This statement is not absolutely correct; it is probable that there was some catastrophe, and possibly Dr. Jennings then began to break away from the Methodist Episcopal Church, which he left entirely, when the Methodist Protestant Church was formed in 1828. Still some sort of an organization was kept up under the old name; for does not good Hezekiah Niles, of Register fame, tell us of examinations and exhibitions he witnessed in the early spring of 1819,[43] at which time prodigies of learning and cramming were exhibited, and do we not find in 1824, a pamphlet published by Dr. Jennings, entitled “Remarks on the Subject of Education, to which are added the general rules of the school under the appellation of Asbury College.” Apparently the College had passed entirely out of the control of the church, and having lowered its grade, was now little more than Dr. Jennings’ private school. The school was then situated on the corner of Charles and Baltimore Streets and, in 1833, when we catch the last glimpse of it, another removal had taken it to the corner of South and Fayette Streets. It was then merely a boys’ day school and doubtless soon perished. So the second Methodist College failed as the first had done and another was added to the many abortive attempts to found a college in Maryland.
OTHER EXTINCT COLLEGES.
Three other attempts to found colleges demand a passing notice.
Mount Hope College stood at the corner of Eutaw Place and North Avenue, and was charted as a college in 1833.[44] The building was constructed by the Baltimore branch of the United States Bank in 1800, during an epidemic of yellow fever in the city. People feared to come into town to transact business and so a suburban banking house was built. This building was bought by the Rev. Frederick Hall in 1828 and in it a school was begun, which was later expanded into the College. The institution lasted some ten years and is worthy of note from the fact that among the teachers were two young Yale graduates, who afterwards obtained considerable renown: Professor Elias Loomis and Rev. S.W.S. Dutton.
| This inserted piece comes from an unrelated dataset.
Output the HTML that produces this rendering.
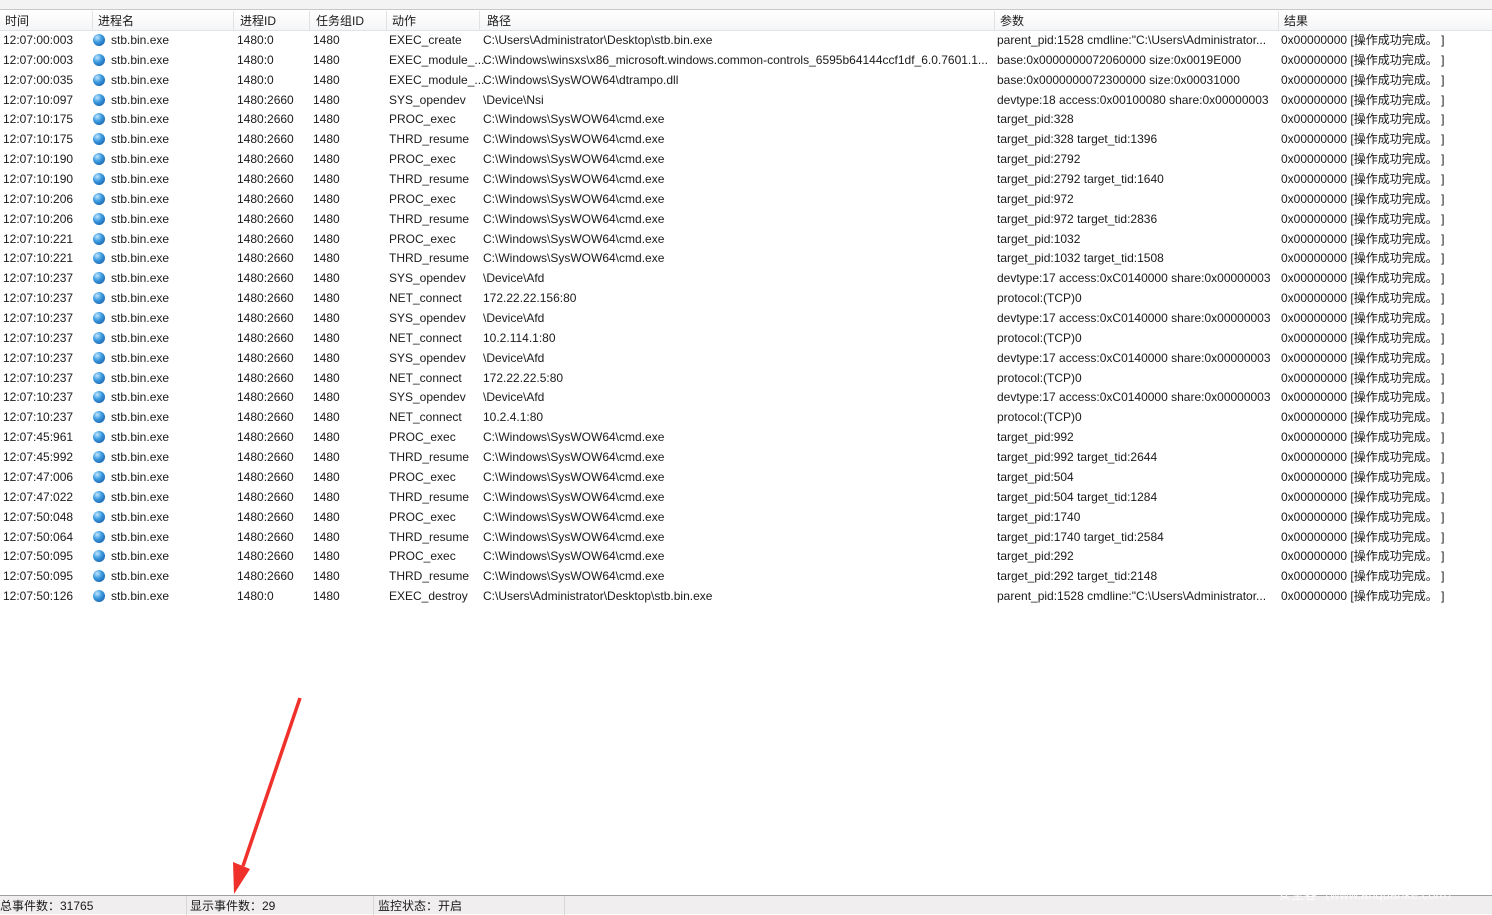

The College of St. James was situated in Washington County and was originally intended by its founder, Bishop Whittingham, as a preparatory school. It was opened in October, 1842, with Rev. J.B. Kerfoot,[45] afterwards Bishop of Pittsburg, as Principal, and had such speedy and encouraging success, that it was chartered as a college in 1843, under the control of the Protestant Episcopal Church.